◆ **Goal**
Quote the whole listing exactly. Leave the pictures out of your copy.

◆ **Available data**

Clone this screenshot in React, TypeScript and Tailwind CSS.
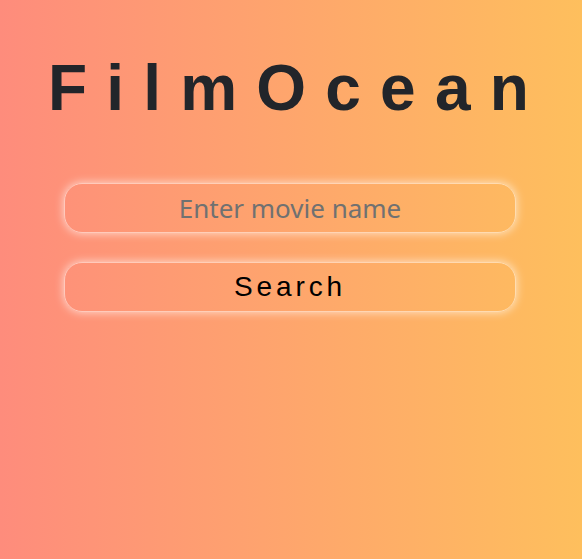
export default function App() {
  return (
    <div className="min-h-screen bg-[linear-gradient(to_right,#fe8c7c,#febf5d)] font-['Liberation_Sans',Arial,sans-serif]">
      <div className="flex flex-col items-center pt-[50px] pr-[2px]">
        {/* Title */}
        <h1 className="text-[64px] font-bold leading-[76px] tracking-[0.3em] text-[#22252a] pl-[0.25em]">
          FilmOcean
        </h1>

        {/* Search form */}
        <div className="mt-[57px] flex w-[452px] flex-col gap-[29px]">
          <input
            type="text"
            placeholder="Enter movie name"
            className="h-[50px] w-full rounded-[18px] border border-white/50 bg-transparent text-center text-[26px] text-black outline-none shadow-[0_0_10px_rgba(255,255,255,0.7)] placeholder:text-[#707171] font-['Comic_Sans_MS','Noto_Sans',sans-serif]"
          />
          <button className="h-[50px] w-full rounded-[18px] border border-white/50 bg-transparent text-[28px] tracking-[0.14em] text-black shadow-[0_0_10px_rgba(255,255,255,0.7)]">
            Search
          </button>
        </div>
      </div>
    </div>
  )
}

◆ **Written answer**
Clone this screenshot in React, TypeScript and Tailwind CSS.
export default function App() {
  return (
    <div className="min-h-screen bg-[linear-gradient(to_right,#fe8c7c,#febf5d)] font-['Liberation_Sans',Arial,sans-serif]">
      <div className="flex flex-col items-center pt-[50px] pr-[2px]">
        {/* Title */}
        <h1 className="text-[64px] font-bold leading-[76px] tracking-[0.3em] text-[#22252a] pl-[0.25em]">
          FilmOcean
        </h1>

        {/* Search form */}
        <div className="mt-[57px] flex w-[452px] flex-col gap-[29px]">
          <input
            type="text"
            placeholder="Enter movie name"
            className="h-[50px] w-full rounded-[18px] border border-white/50 bg-transparent text-center text-[26px] text-black outline-none shadow-[0_0_10px_rgba(255,255,255,0.7)] placeholder:text-[#707171] font-['Comic_Sans_MS','Noto_Sans',sans-serif]"
          />
          <button className="h-[50px] w-full rounded-[18px] border border-white/50 bg-transparent text-[28px] tracking-[0.14em] text-black shadow-[0_0_10px_rgba(255,255,255,0.7)]">
            Search
          </button>
        </div>
      </div>
    </div>
  )
}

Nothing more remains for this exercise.